– Как узнали? – спрашивает Маша. – Что я девочка?
– Прости слепенького, – завожу обычную песенку. – Прости старенького. Вижу плохо, соображаю плохо… что с бедного взять? Проходи миленький, проходи…
Переступает через порог и оказывается в моей полной власти. Гр-гр.
– Скидывай лапти, расстегивай кожушок, протягивай лапки к очажку. Грейся, миленький, грейся.
И самому себе кажусь Бабой Ягой, потерявшей лопату, на которую должна посадить незваного гостя и запихнуть в печку. Вот незадача – ни лопаты, ни печки. И вообще, мы сторонники сыроедения. В животе предательски урчит, но Маша ничего не подмечает, присаживается на корточки у очажка, протягивает лапки к огнецу. Тоненькие такие лапки. Вкусненькие, аж слюнки текут.
– Может за товарищами твоими сходить? – спрашиваю, потому как лучше начать с них. А ее оставить. Для чего оставить – не говорю и самому себе.
– Они мне не товарищи, – отвечает Маша. – И лучше вам не выходить. Пока.
Эвон.
– Это ж почему, деточка? Морозец старым косточкам полезен, ой, полезен. Схожу все же, схожу. Где мои валенцы, где мои теплые? – Кряхтя вожусь в рухляди, оставшейся после него, после таких вот туристов, охотников и прочих заблудших. Тайга – закон, а медведь – верховный заседатель, как любил он говаривать.
– Прошу, не выходите, – отрывается от тепла и передо мной встает. Да так близко, запах окатывает с головой. Куда там медведицам! Звери. Одно слово – звери. – Я сам… то есть, сама разберусь.
Разберется она, хихикаю в кожушок. Приходили тут всякие, разбирались. С ними сказ был прост. Он и не возражал. Одобрял. Только раз остановил, когда заявился некто. Но тот даже внутрь не вошел, снаружи ожидал, когда он выйдет. Там и говорили, а мне оставалось в щелку смотреть. Да лапу сосать. А когда вернулся, долго щетину чесал. Ходил из угла в угол. Дымил самокруткой, от которой чихать хотелось, да в лес убежать.
– Ты, девонька, грейся, – говорю, – кожушок скидывай, вон шкурку на плечики надвинь для теплоты. Чаец поставь, вот в котелке бултыхается. Чебрец добавь, еще какой травцы, а я все ж пройдусь, заодно дровец притараню.

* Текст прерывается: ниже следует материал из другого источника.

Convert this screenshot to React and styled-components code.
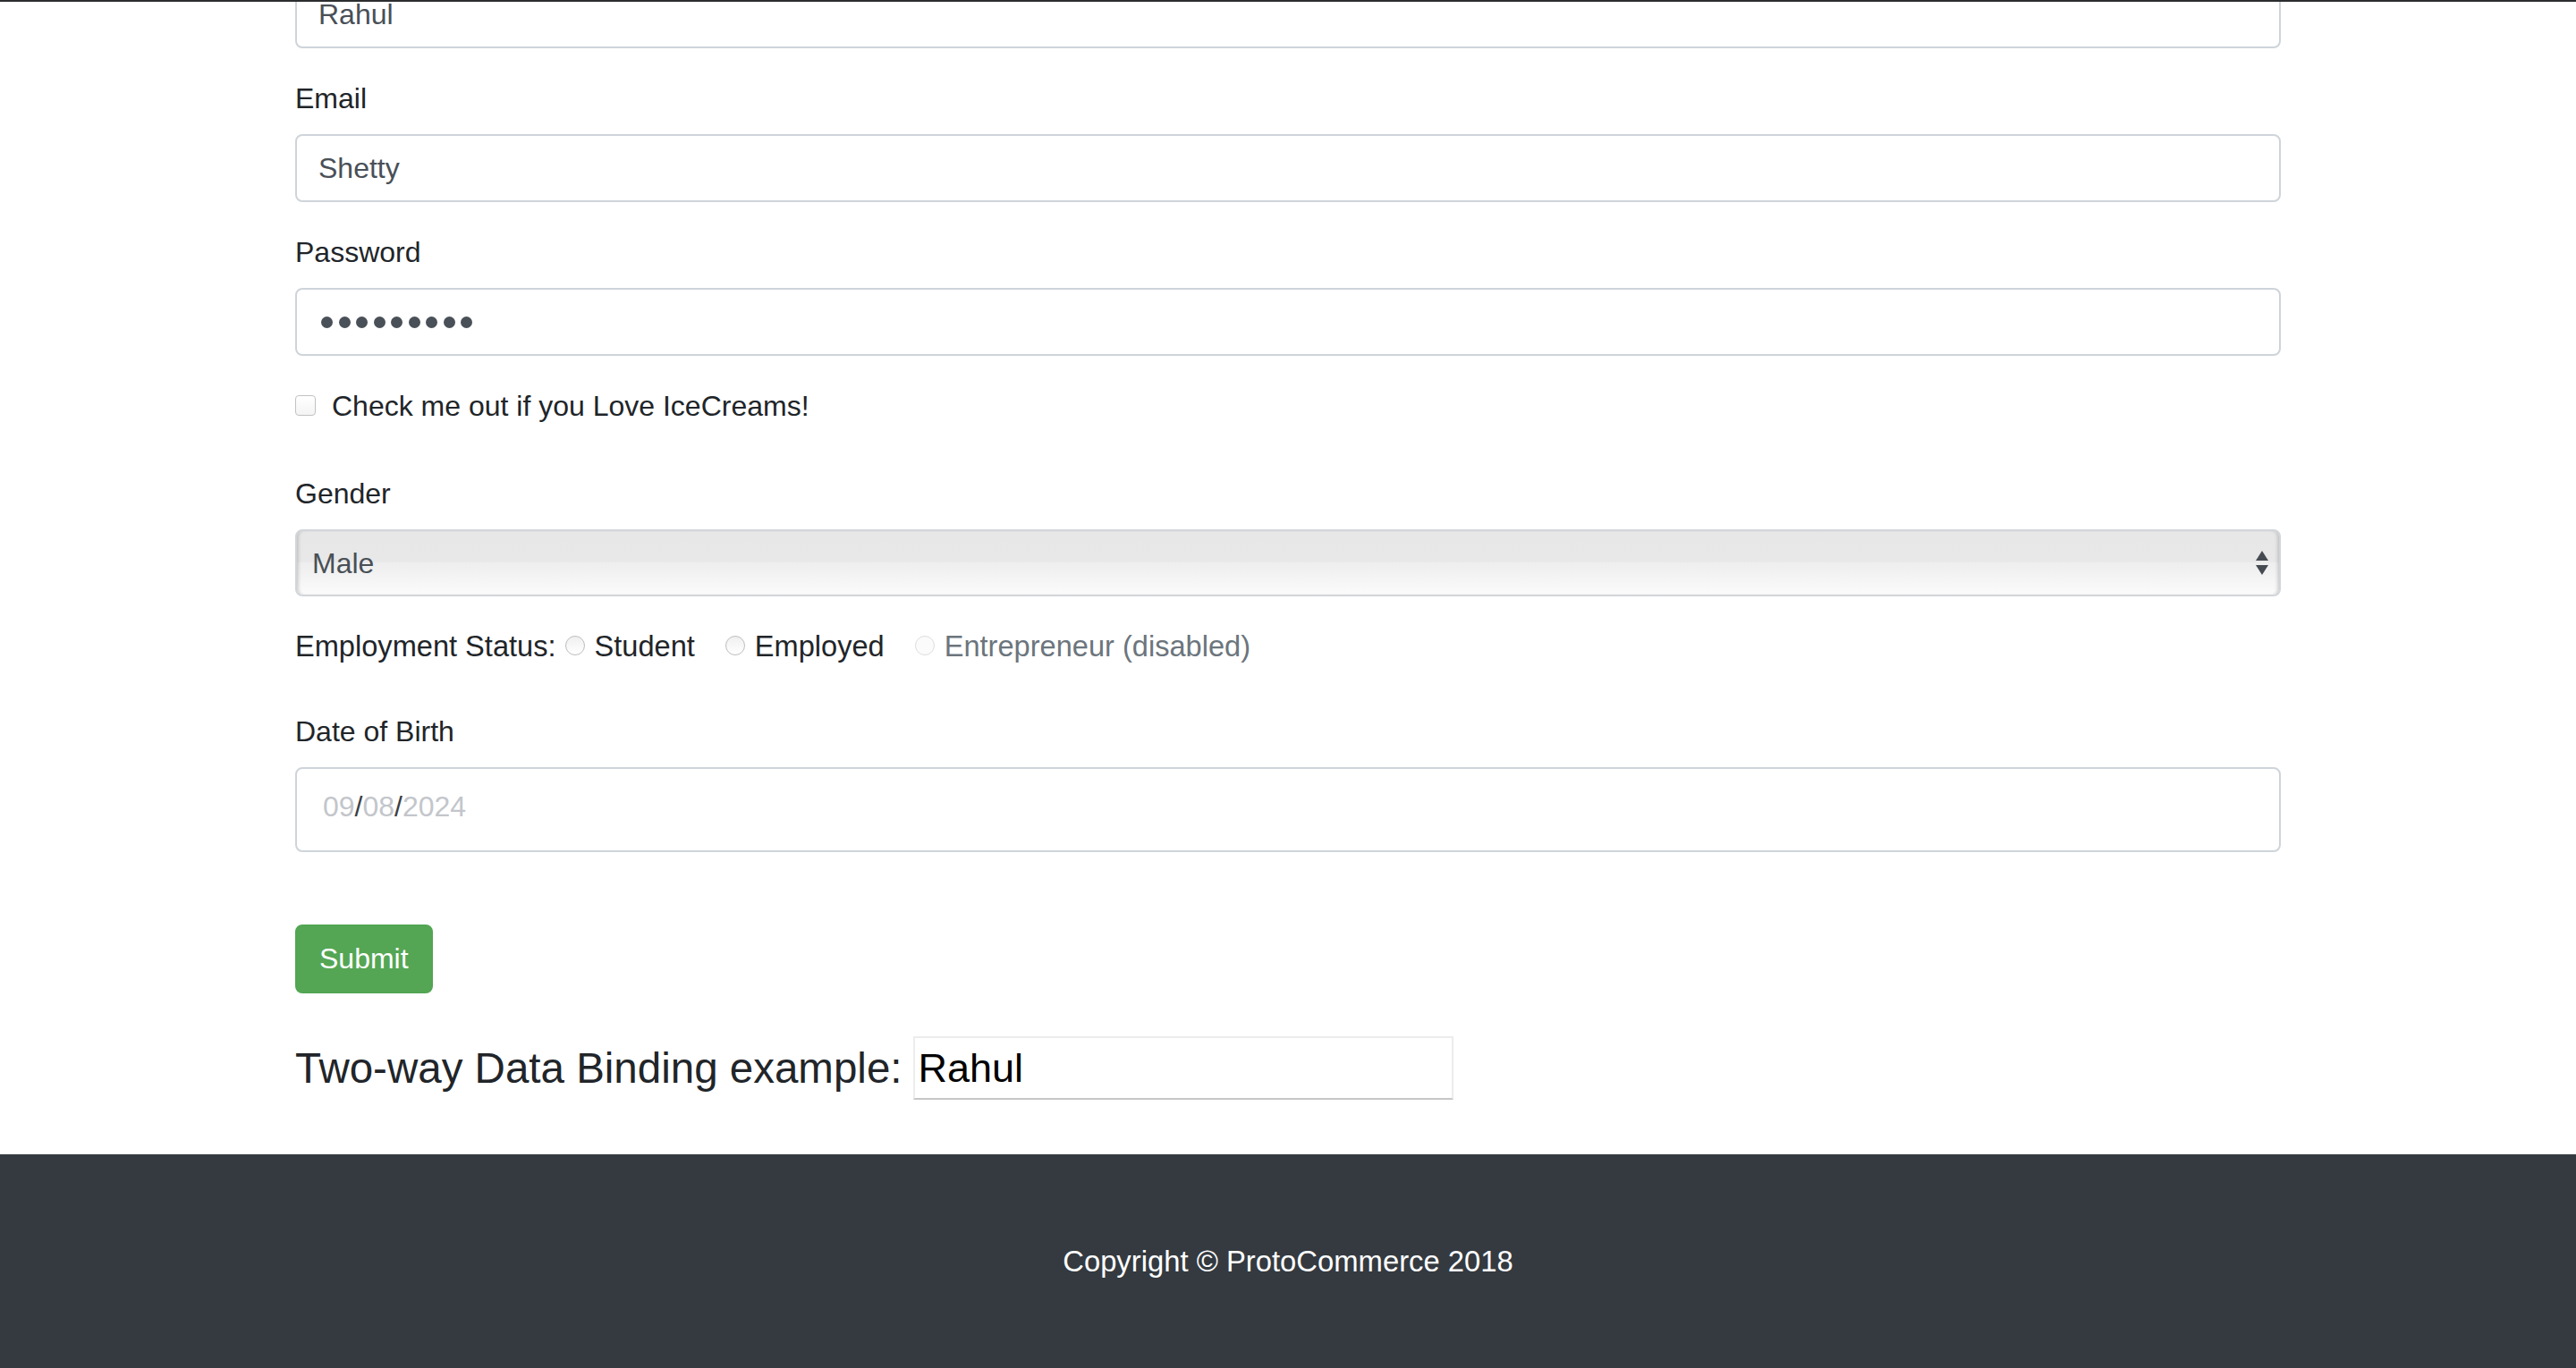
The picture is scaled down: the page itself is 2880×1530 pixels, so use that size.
import React from "react";
import styled, { createGlobalStyle } from "styled-components";

const GlobalStyle = createGlobalStyle`
  html, body { margin: 0; padding: 0; background: #fff; }
  body {
    font-family: "Liberation Sans", Arial, Helvetica, sans-serif;
    font-size: 32px;
    line-height: 48px;
    color: #212529;
  }
  *, *::before, *::after { box-sizing: border-box; }
`;

const Page = styled.div`
  border-top: 2px solid #2b2d2f;
  overflow: hidden;
`;

const Container = styled.div`
  max-width: 2280px;
  margin: 0 auto;
  padding: 0 30px;
`;

const Form = styled.form`
  display: block;
`;

const FormGroup = styled.div`
  margin-bottom: ${(p) => (p.$mb != null ? p.$mb : 32)}px;
`;

const Label = styled.label`
  display: block;
  margin-bottom: 16px;
  line-height: 48px;
  color: #212529;
`;

const TextInput = styled.input`
  display: block;
  width: 100%;
  height: 76px;
  margin-top: ${(p) => p.$mt || 0}px;
  padding: 12px 24px;
  font-family: inherit;
  font-size: 32px;
  line-height: 48px;
  color: #495057;
  background: #fff;
  border: 2px solid #ced4da;
  border-radius: 8px;
  outline: none;
`;

const PasswordBox = styled.div`
  display: flex;
  align-items: center;
  gap: 6.5px;
  height: 76px;
  padding: 0 27px;
  background: #fff;
  border: 2px solid #ced4da;
  border-radius: 8px;
`;

const Dot = styled.span`
  width: 13px;
  height: 13px;
  border-radius: 50%;
  background: #495057;
`;

const CheckRow = styled.div`
  display: flex;
  align-items: center;
  height: 48px;
  margin-bottom: 50px;
`;

const Checkbox = styled.input`
  appearance: none;
  -webkit-appearance: none;
  width: 23px;
  height: 23px;
  margin: 0 18px 2px 0;
  border: 1.5px solid #c2c2c2;
  border-radius: 4px;
  background: linear-gradient(#ffffff, #f4f4f4);
`;

const SelectWrap = styled.div`
  position: relative;
  height: 75px;
`;

const Select = styled.select`
  appearance: none;
  -webkit-appearance: none;
  width: 100%;
  height: 75px;
  padding: 0 60px 0 17px;
  font-family: inherit;
  font-size: 32px;
  color: #495057;
  border: 2px solid #d2d6da;
  border-radius: 8px;
  background: linear-gradient(
    #e7e7e7 0%,
    #e8e8e8 48%,
    #eeeeee 50%,
    #f3f3f3 70%,
    #fbfbfb 100%
  );
  box-shadow: inset 4px 0 4px -3px rgba(0, 0, 0, 0.22),
    inset -4px 0 4px -3px rgba(0, 0, 0, 0.22);
  outline: none;
`;

const SelectArrows = styled.svg`
  position: absolute;
  right: 14px;
  top: 24px;
  pointer-events: none;
`;

const StatusRow = styled.div`
  display: flex;
  align-items: center;
  height: 48px;
  margin-bottom: 47px;
  font-size: 32.6px;
`;

const StatusLabel = styled.span`
  margin-right: 10px;
`;

const RadioOption = styled.label`
  display: inline-flex;
  align-items: center;
  margin-right: 34px;
  color: ${(p) => (p.$disabled ? "#6c757d" : "#212529")};
`;

const Radio = styled.input`
  appearance: none;
  -webkit-appearance: none;
  width: 22px;
  height: 22px;
  margin: 0 11px 2px 0;
  border-radius: 50%;
  border: 1.5px solid ${(p) => (p.disabled ? "#dedede" : "#bdbdbd")};
  background: ${(p) =>
    p.disabled ? "#fbfbfb" : "linear-gradient(#f0f0f0, #ffffff)"};
`;

const DateBox = styled.div`
  display: flex;
  align-items: center;
  height: 95px;
  padding: 0 29px 8px;
  background: #fff;
  border: 2px solid #ced4da;
  border-radius: 8px;
  font-size: 32px;
`;

const DatePart = styled.span`
  color: #c3c6cb;
`;

const DateSep = styled.span`
  color: #3b3f44;
`;

const SubmitButton = styled.button`
  display: block;
  height: 77px;
  margin-top: 81px;
  padding: 0 25px;
  font-family: inherit;
  font-size: 32px;
  color: #fff;
  background: #54a654;
  border: 2px solid #52a552;
  border-radius: 8px;
`;

const BindingRow = styled.div`
  display: flex;
  align-items: center;
  gap: 12px;
  margin-top: 48px;
  margin-bottom: 61px;
`;

const BindingHeading = styled.h4`
  margin: 0;
  font-size: 47.5px;
  font-weight: 400;
  line-height: 1.2;
  color: #212529;
`;

const BindingInput = styled.input`
  width: 604px;
  height: 71px;
  padding: 0 4px;
  font-family: inherit;
  font-size: 45px;
  color: #000;
  background: #fff;
  border: 2px solid;
  border-color: #ececec #ececec #c6c6c6 #ececec;
  outline: none;
`;

const Footer = styled.footer`
  background: #343a40;
  padding: 96px 0;
  text-align: center;
  color: #fff;
  font-size: 32.8px;
  line-height: 48px;
`;

export default function App() {
  const parts = ["09", "08", "2024"];
  return (
    <>
      <GlobalStyle />
      <Page>
        <Container>
          <Form onSubmit={(e) => e.preventDefault()}>
            <FormGroup>
              <TextInput $mt={-24} type="text" defaultValue="Rahul" />
            </FormGroup>
            <FormGroup>
              <Label>Email</Label>
              <TextInput type="text" defaultValue="Shetty" />
            </FormGroup>
            <FormGroup>
              <Label>Password</Label>
              <PasswordBox aria-label="password">
                {Array.from({ length: 9 }).map((_, i) => (
                  <Dot key={i} />
                ))}
              </PasswordBox>
            </FormGroup>
            <CheckRow>
              <Checkbox type="checkbox" id="ice" />
              <label htmlFor="ice">Check me out if you Love IceCreams!</label>
            </CheckRow>
            <FormGroup>
              <Label>Gender</Label>
              <SelectWrap>
                <Select defaultValue="Male">
                  <option>Male</option>
                  <option>Female</option>
                </Select>
                <SelectArrows width="14" height="28" viewBox="0 0 14 28">
                  <polygon points="0,11 7,0 14,11" fill="#464b51" />
                  <polygon points="0,16 14,16 7,27" fill="#464b51" />
                </SelectArrows>
              </SelectWrap>
            </FormGroup>
            <StatusRow>
              <StatusLabel>Employment Status:</StatusLabel>
              <RadioOption>
                <Radio type="radio" name="status" />
                Student
              </RadioOption>
              <RadioOption>
                <Radio type="radio" name="status" />
                Employed
              </RadioOption>
              <RadioOption $disabled>
                <Radio type="radio" name="status" disabled />
                Entrepreneur (disabled)
              </RadioOption>
            </StatusRow>
            <FormGroup $mb={0}>
              <Label>Date of Birth</Label>
              <DateBox>
                {parts.map((p, i) => (
                  <React.Fragment key={i}>
                    <DatePart>{p}</DatePart>
                    {i < parts.length - 1 && <DateSep>/</DateSep>}
                  </React.Fragment>
                ))}
              </DateBox>
            </FormGroup>
            <SubmitButton type="submit">Submit</SubmitButton>
          </Form>
          <BindingRow>
            <BindingHeading>Two-way Data Binding example:</BindingHeading>
            <BindingInput type="text" defaultValue="Rahul" />
          </BindingRow>
        </Container>
        <Footer>Copyright © ProtoCommerce 2018</Footer>
      </Page>
    </>
  );
}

Смотрю одним глазом, как девица кожушок стягивает. Даже выходить расхотелось, но больше не могу в теле старческом оставаться, колотить начинает, во всех местах зудеть. Вываливаюсь наружу, глотаю пастью холод, отряхиваюсь, сбрасываю наваждение, для лихости по глубокому сугробу прокатываюсь, еле сдерживаюсь, не зареветь, и кидаюсь в распадок, всеми лапами снег бью.
Знаю их жужжалки. Ученый. Сколько раз несмышленышем нарывался, пока он не научил охотиться, а не бросаться на первого встречного. Один раз так порвало, еле до дома дотащился, на пороге упал, кровью истекая. С тех пор ученый. Мохнатый бок не подставляю.
Что такое любовь
Продолжаю греть руки и думать: что такое любовь? Не могу сформулировать, но точно знаю – похоже на свойства, коими обладаю. Разве это не полная самоотдача? Не полное саморастворение? Взаимопроникновение до донышка, так, что частичка другого остается внутри, живя собственной жизнью. И предстоит решить – чего же он хотел, посылая сюда? Чтобы так и продолжала сидеть, ожидая возвращения чудища, которое убедилось – опасности больше нет, Маша в полной его власти, и не понимая, как любой зверь, только так и устанавливается над ними власть – обманом и сахарком.
Даже то, что пришлось сделать с остальными, всего лишь акт милосердия. Уж лучше, чем он. Не так болезненно и не столь ужасно. Хотя представлять последующее – отвратительно. Но зверя необходимо накормить. До отвала, прежде чем накидывать узду.
Пламя обжигает кончики пальцев, отдергиваю руку. Встаю, осматриваюсь внимательнее. Берлога. Логово. Жилище. На полке среди закопченной утвари синеет истрепанный томик Уэллса под номером один. Второй подошел бы лучше?